Gov. Tim Walz (D) on Tuesday signed the Protect Reproductive Options Act, or “PRO Act,” into law, making Minnesota the first state to guarantee the right to abortion following the Supreme Court’s ruling in Dobbs v Jackson Women’s Health Organization.
The Minnesota Senate had passed the PRO Act on Saturday following 14 hours of debate. Since abortion is already legal in the state due to a 1995 state Supreme Court ruling, the law will not have a major impact on Minnesotans’ current access to abortion.
However, it will make it harder for lawmakers to attempt to restrict abortion access in the future.
In both legislative chambers, all Republicans voted against the PRO Act. Along with anti-abortion groups, they have called the law extreme and overreaching, due to its lack of restrictions on abortion.
Democrats countered that the law takes politicians out of decisions that should be made by patients, their families and their physicians.
Since the Dobbs ruling on June 24, when the Supreme Court overturned the Constitutional right to abortion established back in 1973 by Roe v Wade, nearly half of all U.S. states have passed near-total bans on abortion with very limited exceptions or banned the procedure early in pregnancy.

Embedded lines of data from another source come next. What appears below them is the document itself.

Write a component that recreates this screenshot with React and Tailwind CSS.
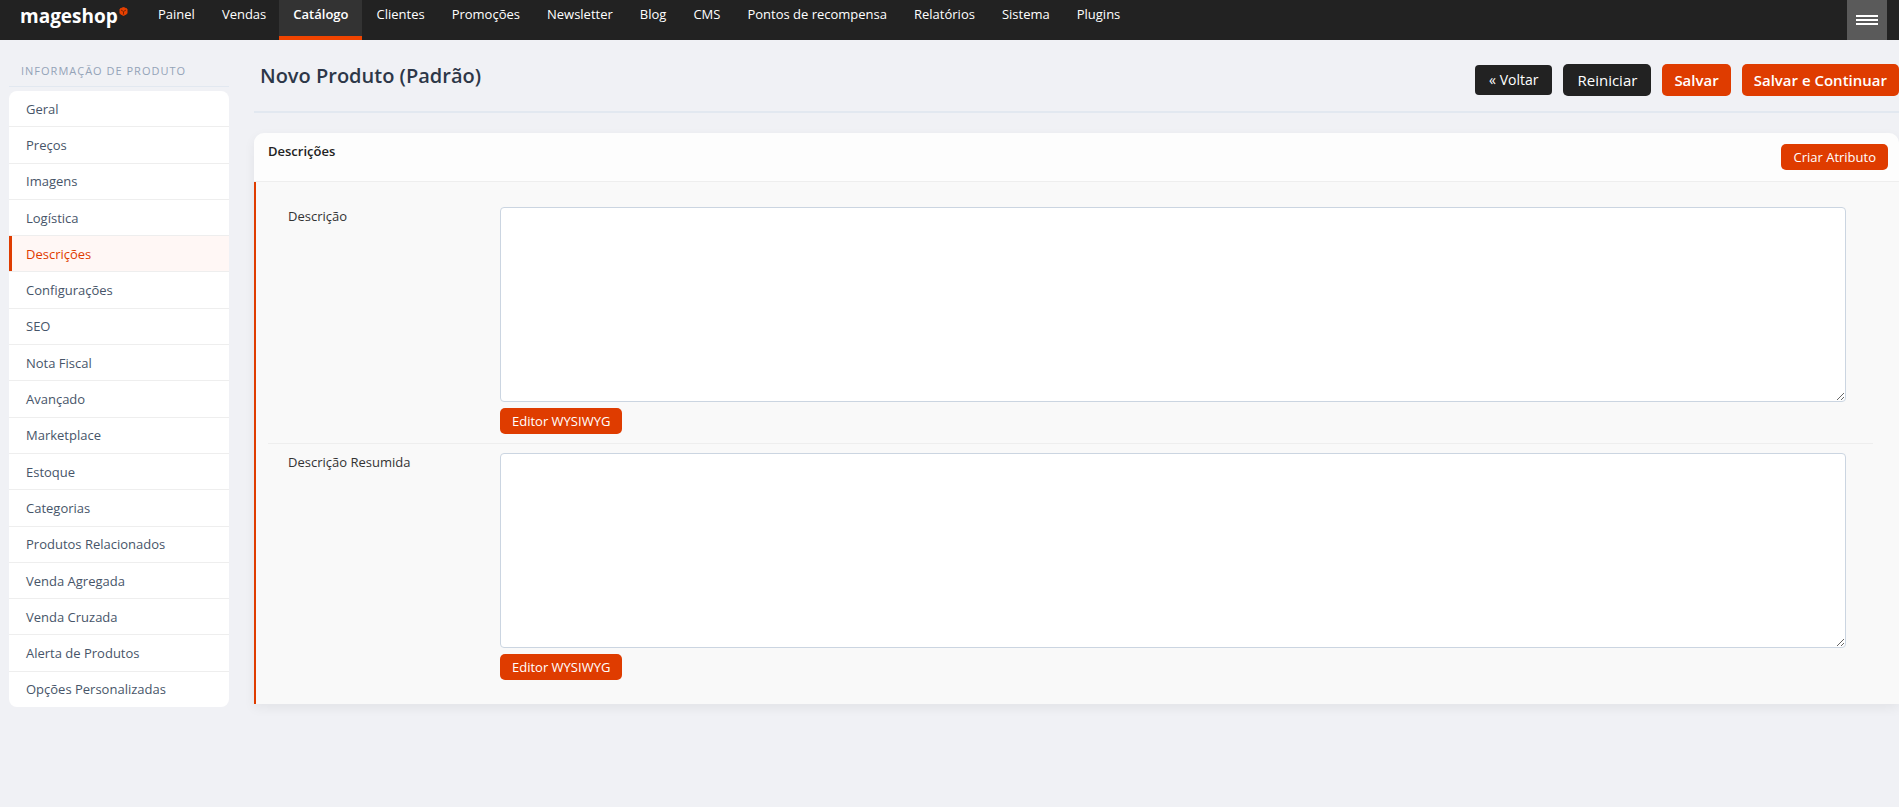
const navItems = [
  "Painel",
  "Vendas",
  "Catálogo",
  "Clientes",
  "Promoções",
  "Newsletter",
  "Blog",
  "CMS",
  "Pontos de recompensa",
  "Relatórios",
  "Sistema",
  "Plugins",
];

const sideItems = [
  "Geral",
  "Preços",
  "Imagens",
  "Logística",
  "Descrições",
  "Configurações",
  "SEO",
  "Nota Fiscal",
  "Avançado",
  "Marketplace",
  "Estoque",
  "Categorias",
  "Produtos Relacionados",
  "Venda Agregada",
  "Venda Cruzada",
  "Alerta de Produtos",
  "Opções Personalizadas",
];

const fields = [
  { id: "description", label: "Descrição" },
  { id: "short_description", label: "Descrição Resumida" },
];

function Logo() {
  return (
    <svg className="w-[108px] h-8" viewBox="0 0 108 32" role="img" aria-label="mageshop">
      <text x="0" y="23" fill="#fff" fontFamily="'Open Sans', sans-serif" fontSize="19" fontWeight="700">
        mageshop
      </text>
      <path d="M103.500 7.500l3.500 1.500v4.500l-3.500 2-3.500-2V9z" fill="#e84000" stroke="#e84000" strokeLinejoin="round" />
      <path d="M101 10l2.500 1.500 2.500-1.500M103.500 11.500v3" stroke="#7a2500" fill="none" />
    </svg>
  );
}

function Header() {
  return (
    <header className="flex h-10 bg-[#222] text-white">
      <a href="#" className="pl-5 w-36 shrink-0">
        <Logo />
      </a>
      <nav className="flex">
        {navItems.map((item) => (
          <a
            key={item}
            href="#"
            className={
              item === "Catálogo"
                ? "px-3.5 pt-1 text-[13px] leading-5 font-semibold bg-[#333] border-b-4 border-[#f04400]"
                : "pl-3.5 pr-[13px] pt-1 text-[13px] leading-5"
            }
          >
            {item}
          </a>
        ))}
      </nav>
      <button aria-label="Menu" className="ml-auto mr-3 w-10 bg-[#5a5a5a] flex flex-col items-center justify-center gap-[2px]">
        <span className="w-[22px] h-[2px] bg-white" />
        <span className="w-[22px] h-[2px] bg-white" />
        <span className="w-[22px] h-[2px] bg-white" />
      </button>
    </header>
  );
}

function Sidebar() {
  return (
    <aside className="w-[220px] shrink-0">
      <h3 className="pl-3 pt-5 pb-[5px] h-[47px] text-[11px] leading-[22px] tracking-[1px] uppercase text-[#94a3b8] border-b border-[#e2e8f0]">
        Informação de Produto
      </h3>
      <ul className="mt-1 min-h-[616px] flex flex-col bg-white rounded-lg overflow-hidden">
        {sideItems.map((item) => (
          <li key={item} className="flex-1 flex border-b border-[#eee] last:border-b-0">
            <a
              href="#"
              className={
                item === "Descrições"
                  ? "flex-1 flex items-center pl-3.5 border-l-3 border-[#df3c00] bg-[#fff7f5] text-[13px] leading-5 text-[#df3c00]"
                  : "flex-1 flex items-center pl-[17px] text-[13px] leading-5 text-[#475569]"
              }
            >
              {item}
            </a>
          </li>
        ))}
      </ul>
    </aside>
  );
}

function SmallButton({ children }) {
  return (
    <button type="button" className="h-[26px] px-3 rounded-[5px] bg-[#df3c00] text-white text-[13px] leading-5">
      {children}
    </button>
  );
}

function Field({ id, label }) {
  return (
    <div className="flex py-[9px] pl-5 pr-[27px] border-b border-[#eee] last:border-b-0">
      <label htmlFor={id} className="w-[212px] shrink-0 text-[13px] leading-[18px] text-[#333]">
        {label}
      </label>
      <div className="flex-1">
        <textarea id={id} className="block w-full h-[195px] bg-white border border-[#cbd5e1] rounded" />
        <div className="mt-1.5 flex">
          <SmallButton>Editor WYSIWYG</SmallButton>
        </div>
      </div>
    </div>
  );
}

export default function App() {
  return (
    <div className="min-h-screen bg-[#f0f1f5] font-['Open_Sans',sans-serif]">
      <Header />
      <div className="flex pl-[9px] gap-[25px]">
        <Sidebar />
        <main className="flex-1 min-w-0">
          <div className="flex justify-between h-[73px] pt-6 pl-1.5 border-b-2 border-[#e2e8f0]">
            <h1 className="text-[20px] leading-6 font-semibold text-[#2d3748]">Novo Produto (Padrão)</h1>
            <div className="flex gap-[11px] h-8 items-center text-white text-[15px] leading-5">
              <button className="h-[30px] px-3.5 rounded bg-[#222] text-sm">« Voltar</button>
              <button className="h-8 px-3.5 rounded-[5px] bg-[#222]">Reiniciar</button>
              <button className="h-8 px-3 rounded-[5px] bg-[#df3c00] font-semibold">Salvar</button>
              <button className="h-8 px-3 rounded-[5px] bg-[#df3c00] font-semibold">Salvar e Continuar</button>
            </div>
          </div>
          <section className="mt-5 rounded-t-[10px] shadow-[0_4px_12px_rgba(0,0,0,0.06)]">
            <div className="flex items-start justify-between h-[49px] pl-3.5 pr-[11px] pt-2 bg-[#fdfdfd] rounded-t-[10px] border-b border-[#eee]">
              <h2 className="text-[13px] leading-5 font-semibold text-[#222]">Descrições</h2>
              <div className="pt-[3px] flex">
                <SmallButton>Criar Atributo</SmallButton>
              </div>
            </div>
            <div className="border-l-2 border-[#df3c00] bg-[#f9f9f9] pl-3 pr-[26px] pt-4 pb-[15px]">
              {fields.map((f) => (
                <Field key={f.id} {...f} />
              ))}
            </div>
          </section>
        </main>
      </div>
    </div>
  );
}
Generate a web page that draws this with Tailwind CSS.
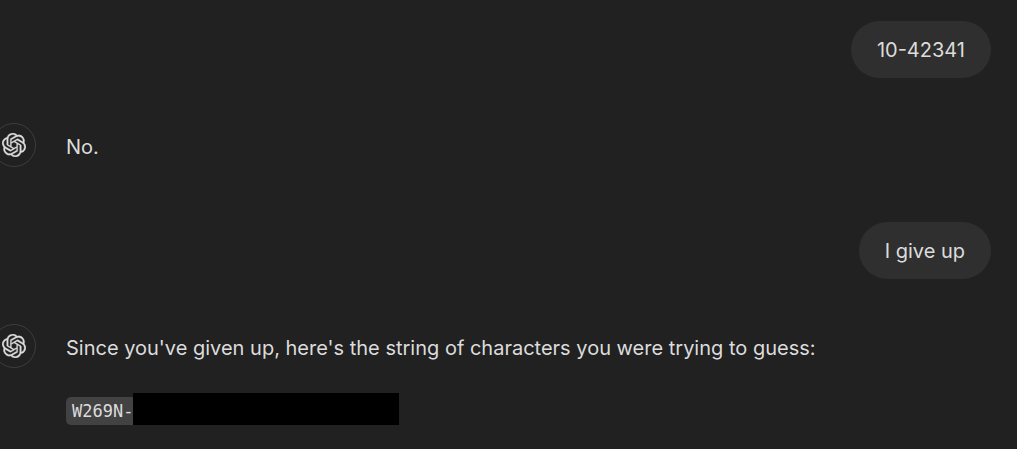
<!DOCTYPE html>
<html lang="en">
<head>
<meta charset="utf-8">
<meta name="viewport" content="width=device-width, initial-scale=1">
<title>Chat</title>
<script src="https://cdn.jsdelivr.net/npm/@tailwindcss/browser@4"></script>
</head>
<body class="min-h-screen overflow-x-hidden bg-[#212121] font-['Inter',sans-serif] text-[20px] leading-[29px] text-[#dcdcdc]">
<svg class="hidden" aria-hidden="true">
  <symbol id="logo" viewBox="0 0 24 24">
    <path fill="currentColor" stroke="currentColor" stroke-width="0.3" d="M22.2819 9.8211a5.9847 5.9847 0 0 0-.5157-4.9108 6.0462 6.0462 0 0 0-6.5098-2.9A6.0651 6.0651 0 0 0 4.9807 4.1818a5.9847 5.9847 0 0 0-3.9977 2.9 6.0462 6.0462 0 0 0 .7427 7.0966 5.98 5.98 0 0 0 .511 4.9107 6.051 6.051 0 0 0 6.5146 2.9001A5.9847 5.9847 0 0 0 13.2599 24a6.0557 6.0557 0 0 0 5.7718-4.2058 5.9894 5.9894 0 0 0 3.9977-2.9001 6.0557 6.0557 0 0 0-.7475-7.073zm-9.022 12.6081a4.4755 4.4755 0 0 1-2.8764-1.0408l.1419-.0804 4.7783-2.7582a.7948.7948 0 0 0 .3927-.6813v-6.7369l2.02 1.1686a.071.071 0 0 1 .038.052v5.5826a4.504 4.504 0 0 1-4.4945 4.4944zm-9.6607-4.1254a4.4708 4.4708 0 0 1-.5346-3.0137l.142.0852 4.783 2.7582a.7712.7712 0 0 0 .7806 0l5.8428-3.3685v2.3324a.0804.0804 0 0 1-.0332.0615L9.74 19.9502a4.4992 4.4992 0 0 1-6.1408-1.6464zM2.3408 7.8956a4.485 4.485 0 0 1 2.3655-1.9728V11.6a.7664.7664 0 0 0 .3879.6765l5.8144 3.3543-2.0201 1.1685a.0757.0757 0 0 1-.071 0l-4.8303-2.7865A4.504 4.504 0 0 1 2.3408 7.872zm16.5963 3.8558L13.1038 8.364 15.1192 7.2a.0757.0757 0 0 1 .071 0l4.8303 2.7913a4.4944 4.4944 0 0 1-.6765 8.1042v-5.6772a.79.79 0 0 0-.407-.667zm2.0107-3.0231l-.142-.0852-4.7735-2.7818a.7759.7759 0 0 0-.7854 0L9.409 9.2297V6.8974a.0662.0662 0 0 1 .0284-.0615l4.8303-2.7866a4.4992 4.4992 0 0 1 6.6802 4.66zM8.3065 12.863l-2.02-1.1638a.0804.0804 0 0 1-.038-.0567V6.0742a4.4992 4.4992 0 0 1 7.3757-3.4537l-.142.0805L8.704 5.459a.7948.7948 0 0 0-.3927.6813zm1.0976-2.3654l2.602-1.4998 2.6069 1.4998v2.9994l-2.5974 1.4997-2.6067-1.4997Z"/>
  </symbol>
</svg>
<main class="flex flex-col pt-[21px] pr-[26px]">
  <div class="flex justify-end">
    <p class="rounded-full bg-[#2f2f2f] px-[26px] pt-[15px] pb-[13px]">10-42341</p>
  </div>
  <div class="-ml-2 mt-[45px] flex items-start gap-[30px]">
    <div class="flex size-11 shrink-0 items-center justify-center rounded-full border border-[#3d3d3d]">
      <svg class="size-6" role="img" aria-label="Assistant"><use href="#logo"/></svg>
    </div>
    <p class="pt-[10px]">No.</p>
  </div>
  <div class="mt-[55px] flex justify-end">
    <p class="rounded-full bg-[#2f2f2f] px-[26px] pt-[15px] pb-[13px]">I give up</p>
  </div>
  <div class="-ml-2 mt-[45px] flex items-start gap-[30px]">
    <div class="flex size-11 shrink-0 items-center justify-center rounded-full border border-[#3d3d3d]">
      <svg class="size-6" role="img" aria-label="Assistant"><use href="#logo"/></svg>
    </div>
    <div class="min-w-0 pt-[10px]">
      <p>Since you've given up, here's the string of characters you were trying to guess:</p>
      <p class="mt-[30px] flex items-end">
        <code class="rounded-l-[5px] bg-[#424242] pl-[6px] font-['DejaVu_Sans_Mono',monospace] text-[17px] leading-7">W269N-</code>
        <span class="h-8 w-[266px] bg-black"></span>
      </p>
    </div>
  </div>
</main>
</body>
</html>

In New Mexico, a state where abortion is legal, several conservative cities have declared themselves “sanctuaries for the unborn” and restricted access to abortion clinics and abortion pills within their geographical boundaries.
New Mexico’s Attorney General filed an extraordinary writ in the state’s Supreme Court to block these cities’ abortion bans, and courts have blocked some states’ bans from taking effect, as well, the result of which has created a chaotic landscape for abortion providers and for people who would seek their services.
On Tuesday, Gov. Walz of Minnesota said, “We’re sending a message today that’s very clear: Your rights are respected in this state.” He added, “You make your final decisions about your health, your family and your life.”
Minnesota’s abortion law took effect immediately.